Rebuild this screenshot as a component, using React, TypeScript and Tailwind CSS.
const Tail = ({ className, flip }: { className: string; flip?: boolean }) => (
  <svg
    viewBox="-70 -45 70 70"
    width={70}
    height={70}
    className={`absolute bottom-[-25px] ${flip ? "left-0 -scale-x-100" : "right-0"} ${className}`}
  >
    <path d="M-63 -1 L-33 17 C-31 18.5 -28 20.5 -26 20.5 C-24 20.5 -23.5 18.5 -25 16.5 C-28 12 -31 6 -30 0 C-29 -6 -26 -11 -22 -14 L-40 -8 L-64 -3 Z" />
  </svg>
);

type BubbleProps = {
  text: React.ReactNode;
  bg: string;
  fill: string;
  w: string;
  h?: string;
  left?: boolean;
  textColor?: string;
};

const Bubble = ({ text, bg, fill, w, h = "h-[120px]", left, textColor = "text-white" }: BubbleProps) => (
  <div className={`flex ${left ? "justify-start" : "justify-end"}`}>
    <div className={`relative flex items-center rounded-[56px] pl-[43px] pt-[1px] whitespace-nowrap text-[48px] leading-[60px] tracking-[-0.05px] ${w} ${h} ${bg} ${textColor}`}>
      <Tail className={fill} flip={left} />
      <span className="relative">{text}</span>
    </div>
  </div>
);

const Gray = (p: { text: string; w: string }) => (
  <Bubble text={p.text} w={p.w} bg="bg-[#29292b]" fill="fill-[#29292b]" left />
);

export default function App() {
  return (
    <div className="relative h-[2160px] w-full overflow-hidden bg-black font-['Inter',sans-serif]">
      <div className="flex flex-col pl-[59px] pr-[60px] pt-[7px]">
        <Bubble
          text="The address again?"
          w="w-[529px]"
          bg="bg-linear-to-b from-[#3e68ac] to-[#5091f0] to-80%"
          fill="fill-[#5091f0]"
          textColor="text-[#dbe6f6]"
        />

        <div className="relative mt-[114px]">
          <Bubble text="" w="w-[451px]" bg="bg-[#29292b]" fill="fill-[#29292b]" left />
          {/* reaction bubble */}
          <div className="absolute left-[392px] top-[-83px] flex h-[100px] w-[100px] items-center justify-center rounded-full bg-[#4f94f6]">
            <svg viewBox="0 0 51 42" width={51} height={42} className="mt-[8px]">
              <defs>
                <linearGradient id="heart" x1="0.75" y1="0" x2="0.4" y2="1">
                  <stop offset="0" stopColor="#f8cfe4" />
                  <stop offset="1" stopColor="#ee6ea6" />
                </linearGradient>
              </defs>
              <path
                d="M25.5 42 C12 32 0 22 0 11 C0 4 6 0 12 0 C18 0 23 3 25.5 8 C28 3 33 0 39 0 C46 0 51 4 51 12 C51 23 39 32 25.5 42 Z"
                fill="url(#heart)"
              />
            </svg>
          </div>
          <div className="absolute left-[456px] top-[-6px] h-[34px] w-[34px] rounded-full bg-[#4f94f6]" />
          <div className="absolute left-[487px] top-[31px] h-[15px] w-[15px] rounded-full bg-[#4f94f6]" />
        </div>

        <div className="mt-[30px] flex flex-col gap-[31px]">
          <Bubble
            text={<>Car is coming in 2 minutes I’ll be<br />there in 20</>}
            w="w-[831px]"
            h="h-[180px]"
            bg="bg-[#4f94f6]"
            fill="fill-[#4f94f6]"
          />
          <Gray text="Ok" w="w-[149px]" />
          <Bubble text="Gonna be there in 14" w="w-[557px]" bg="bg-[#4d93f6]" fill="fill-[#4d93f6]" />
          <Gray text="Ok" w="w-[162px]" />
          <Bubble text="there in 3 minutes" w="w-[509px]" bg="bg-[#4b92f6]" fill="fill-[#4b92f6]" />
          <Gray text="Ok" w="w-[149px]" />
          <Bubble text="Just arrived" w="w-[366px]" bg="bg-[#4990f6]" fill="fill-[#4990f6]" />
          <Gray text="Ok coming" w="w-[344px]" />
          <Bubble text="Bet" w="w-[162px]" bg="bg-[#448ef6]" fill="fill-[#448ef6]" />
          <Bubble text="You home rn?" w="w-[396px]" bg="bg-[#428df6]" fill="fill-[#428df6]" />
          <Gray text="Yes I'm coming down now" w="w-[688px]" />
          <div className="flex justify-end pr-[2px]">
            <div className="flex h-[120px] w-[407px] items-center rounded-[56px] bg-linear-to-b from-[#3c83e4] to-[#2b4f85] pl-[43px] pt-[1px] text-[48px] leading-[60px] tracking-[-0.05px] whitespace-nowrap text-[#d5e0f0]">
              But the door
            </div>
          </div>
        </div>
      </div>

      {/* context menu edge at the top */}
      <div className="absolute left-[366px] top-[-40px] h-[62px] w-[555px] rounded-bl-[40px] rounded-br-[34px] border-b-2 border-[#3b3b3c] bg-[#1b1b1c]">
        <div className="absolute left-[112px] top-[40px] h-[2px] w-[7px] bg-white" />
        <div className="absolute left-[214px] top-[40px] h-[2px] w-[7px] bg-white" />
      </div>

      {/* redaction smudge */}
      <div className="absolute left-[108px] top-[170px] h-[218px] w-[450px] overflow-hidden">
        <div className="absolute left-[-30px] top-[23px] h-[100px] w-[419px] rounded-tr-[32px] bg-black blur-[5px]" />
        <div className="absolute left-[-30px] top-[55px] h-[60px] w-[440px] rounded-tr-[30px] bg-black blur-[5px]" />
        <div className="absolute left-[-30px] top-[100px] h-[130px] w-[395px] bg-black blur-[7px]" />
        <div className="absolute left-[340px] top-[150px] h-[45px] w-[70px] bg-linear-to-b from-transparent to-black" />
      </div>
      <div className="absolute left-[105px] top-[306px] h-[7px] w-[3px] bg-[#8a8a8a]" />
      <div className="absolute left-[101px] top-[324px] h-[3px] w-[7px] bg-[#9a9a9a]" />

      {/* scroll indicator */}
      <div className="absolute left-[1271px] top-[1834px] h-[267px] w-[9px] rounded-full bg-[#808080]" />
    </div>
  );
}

-- Work to complete --
Reproduce the material above without altering a single character.

-- Full response --
Rebuild this screenshot as a component, using React, TypeScript and Tailwind CSS.
const Tail = ({ className, flip }: { className: string; flip?: boolean }) => (
  <svg
    viewBox="-70 -45 70 70"
    width={70}
    height={70}
    className={`absolute bottom-[-25px] ${flip ? "left-0 -scale-x-100" : "right-0"} ${className}`}
  >
    <path d="M-63 -1 L-33 17 C-31 18.5 -28 20.5 -26 20.5 C-24 20.5 -23.5 18.5 -25 16.5 C-28 12 -31 6 -30 0 C-29 -6 -26 -11 -22 -14 L-40 -8 L-64 -3 Z" />
  </svg>
);

type BubbleProps = {
  text: React.ReactNode;
  bg: string;
  fill: string;
  w: string;
  h?: string;
  left?: boolean;
  textColor?: string;
};

const Bubble = ({ text, bg, fill, w, h = "h-[120px]", left, textColor = "text-white" }: BubbleProps) => (
  <div className={`flex ${left ? "justify-start" : "justify-end"}`}>
    <div className={`relative flex items-center rounded-[56px] pl-[43px] pt-[1px] whitespace-nowrap text-[48px] leading-[60px] tracking-[-0.05px] ${w} ${h} ${bg} ${textColor}`}>
      <Tail className={fill} flip={left} />
      <span className="relative">{text}</span>
    </div>
  </div>
);

const Gray = (p: { text: string; w: string }) => (
  <Bubble text={p.text} w={p.w} bg="bg-[#29292b]" fill="fill-[#29292b]" left />
);

export default function App() {
  return (
    <div className="relative h-[2160px] w-full overflow-hidden bg-black font-['Inter',sans-serif]">
      <div className="flex flex-col pl-[59px] pr-[60px] pt-[7px]">
        <Bubble
          text="The address again?"
          w="w-[529px]"
          bg="bg-linear-to-b from-[#3e68ac] to-[#5091f0] to-80%"
          fill="fill-[#5091f0]"
          textColor="text-[#dbe6f6]"
        />

        <div className="relative mt-[114px]">
          <Bubble text="" w="w-[451px]" bg="bg-[#29292b]" fill="fill-[#29292b]" left />
          {/* reaction bubble */}
          <div className="absolute left-[392px] top-[-83px] flex h-[100px] w-[100px] items-center justify-center rounded-full bg-[#4f94f6]">
            <svg viewBox="0 0 51 42" width={51} height={42} className="mt-[8px]">
              <defs>
                <linearGradient id="heart" x1="0.75" y1="0" x2="0.4" y2="1">
                  <stop offset="0" stopColor="#f8cfe4" />
                  <stop offset="1" stopColor="#ee6ea6" />
                </linearGradient>
              </defs>
              <path
                d="M25.5 42 C12 32 0 22 0 11 C0 4 6 0 12 0 C18 0 23 3 25.5 8 C28 3 33 0 39 0 C46 0 51 4 51 12 C51 23 39 32 25.5 42 Z"
                fill="url(#heart)"
              />
            </svg>
          </div>
          <div className="absolute left-[456px] top-[-6px] h-[34px] w-[34px] rounded-full bg-[#4f94f6]" />
          <div className="absolute left-[487px] top-[31px] h-[15px] w-[15px] rounded-full bg-[#4f94f6]" />
        </div>

        <div className="mt-[30px] flex flex-col gap-[31px]">
          <Bubble
            text={<>Car is coming in 2 minutes I’ll be<br />there in 20</>}
            w="w-[831px]"
            h="h-[180px]"
            bg="bg-[#4f94f6]"
            fill="fill-[#4f94f6]"
          />
          <Gray text="Ok" w="w-[149px]" />
          <Bubble text="Gonna be there in 14" w="w-[557px]" bg="bg-[#4d93f6]" fill="fill-[#4d93f6]" />
          <Gray text="Ok" w="w-[162px]" />
          <Bubble text="there in 3 minutes" w="w-[509px]" bg="bg-[#4b92f6]" fill="fill-[#4b92f6]" />
          <Gray text="Ok" w="w-[149px]" />
          <Bubble text="Just arrived" w="w-[366px]" bg="bg-[#4990f6]" fill="fill-[#4990f6]" />
          <Gray text="Ok coming" w="w-[344px]" />
          <Bubble text="Bet" w="w-[162px]" bg="bg-[#448ef6]" fill="fill-[#448ef6]" />
          <Bubble text="You home rn?" w="w-[396px]" bg="bg-[#428df6]" fill="fill-[#428df6]" />
          <Gray text="Yes I'm coming down now" w="w-[688px]" />
          <div className="flex justify-end pr-[2px]">
            <div className="flex h-[120px] w-[407px] items-center rounded-[56px] bg-linear-to-b from-[#3c83e4] to-[#2b4f85] pl-[43px] pt-[1px] text-[48px] leading-[60px] tracking-[-0.05px] whitespace-nowrap text-[#d5e0f0]">
              But the door
            </div>
          </div>
        </div>
      </div>

      {/* context menu edge at the top */}
      <div className="absolute left-[366px] top-[-40px] h-[62px] w-[555px] rounded-bl-[40px] rounded-br-[34px] border-b-2 border-[#3b3b3c] bg-[#1b1b1c]">
        <div className="absolute left-[112px] top-[40px] h-[2px] w-[7px] bg-white" />
        <div className="absolute left-[214px] top-[40px] h-[2px] w-[7px] bg-white" />
      </div>

      {/* redaction smudge */}
      <div className="absolute left-[108px] top-[170px] h-[218px] w-[450px] overflow-hidden">
        <div className="absolute left-[-30px] top-[23px] h-[100px] w-[419px] rounded-tr-[32px] bg-black blur-[5px]" />
        <div className="absolute left-[-30px] top-[55px] h-[60px] w-[440px] rounded-tr-[30px] bg-black blur-[5px]" />
        <div className="absolute left-[-30px] top-[100px] h-[130px] w-[395px] bg-black blur-[7px]" />
        <div className="absolute left-[340px] top-[150px] h-[45px] w-[70px] bg-linear-to-b from-transparent to-black" />
      </div>
      <div className="absolute left-[105px] top-[306px] h-[7px] w-[3px] bg-[#8a8a8a]" />
      <div className="absolute left-[101px] top-[324px] h-[3px] w-[7px] bg-[#9a9a9a]" />

      {/* scroll indicator */}
      <div className="absolute left-[1271px] top-[1834px] h-[267px] w-[9px] rounded-full bg-[#808080]" />
    </div>
  );
}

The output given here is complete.